We needed to get an early start, because we had a long mileage day ahead, and we also had a lot to do once
we got to Thunderbolt. The boat was encrusted with salt from top to bottom, as a result of the stormy weather at Jekyll
Island, so it badly needed a thorough washing. We also needed to get packed and organized to leave the boat
in Beaufort tomorrow. We are going home for a brief visit, while Starsong has her depth sounder replaced at the boatyard.
In addition to our daily dolphins, today we saw an otter swim across our bow. As we passed, he surfed
the waves of our wake, then returned to his course straight across the river again. We also saw a bald eagle high in
a dead tree.
As if all the wonders of nature around us weren't enough, Dianne Rehm had as her guest today a bee keeper,
and we enjoyed learning more fascinating facts about bees. The most amazing fact: bees have to visit about two
million flowers to make a pound of honey. This topic is very appropriate for our travels through
Georgia, since Georgia's official website indicates that the honeybee is the state insect.
Thursday, March 31, 2005
Thunderbolt, GA to Beaufort, SC
|Rowers in the morning
One of the distinct pleasures of a stay at Thunderbolt Marina is beginning the day with a half dozen very
fresh Krispy Kreme donuts delivered to your door. You have to walk up to the office for the coffee, but it is plenty
good, and hot.
We left the dock at no wake speed, since several teams of rowers were out on the river practicing.
As we cruised slowly, sipping our coffee and nibbling the donuts, watching the rhythmic pulling and feathering of the
rowers as they cut through the smooth water, we enjoyed the serentity of the morning, marred only slightly by the no- see-ums.
Just a short way upriver from Thunderbolt, Bonaventure Cemetery came into view.

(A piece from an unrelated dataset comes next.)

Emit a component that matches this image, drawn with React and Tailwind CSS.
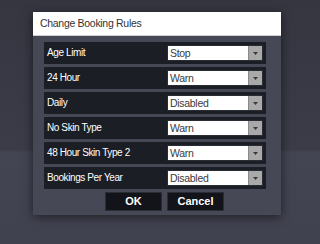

Made famous in 1994
by John Berendt's book, Midnight in the Garden of Good and Evil, and the Clint Eastwood movie of the same name featuring
some scenes filmed here, the cemetery is a beautiful place with a rich history.
In 1771 John Mullryne and his son-in-law Josiah Tatnall purchased 600 acres of land here and established
a family plantation named Bonaventure, from the French for "good fortune." By 1846, the last son of the family sold
Bonaventure to a Savannah businessman who set aside 70 acres for a public cemetery. The city of Savannah bought the
cemetery in 1907.
The cemetery is filled with beautiful statues, monuments, and family chapel buildings, set amid live oaks
draped with Spanish moss. There are ponds, fountains, gardens and benches throughout. This cemetery
was established and developed during a time when people visited cemeteries like parks, strolling and picnicking and socializing
During our last visit to Thunderbolt, we rode our bikes the short distance from the boat to the cemetery,
and we stopped often to admire the statues of angels and cherubs, draped urns, tree trunks, and other icons of death.
We visited the graves of poet Conrad Aiken, song writer Johnny Mercer, and Civil War heros. Today, by boat, we
could see that azeleas were in bloom--copious mounds of red and coral and pink along the ground, while mists of white
dogwood blooms floated above. Wisteria hung lavender from trees and trellises. It would be a beautiful time to visit
We made our way to Beaufort, South Carolina, on schedule, and got to Marsh Harbor Boatworks at high
tide. Our weather radio warned of chances for high winds building in the afternoon and into the evening, so we took down
all our isinglass enclosures and stored them safely away. We securely stowed everything that might get blown around,
packed up, got our rental car, and headed north for home.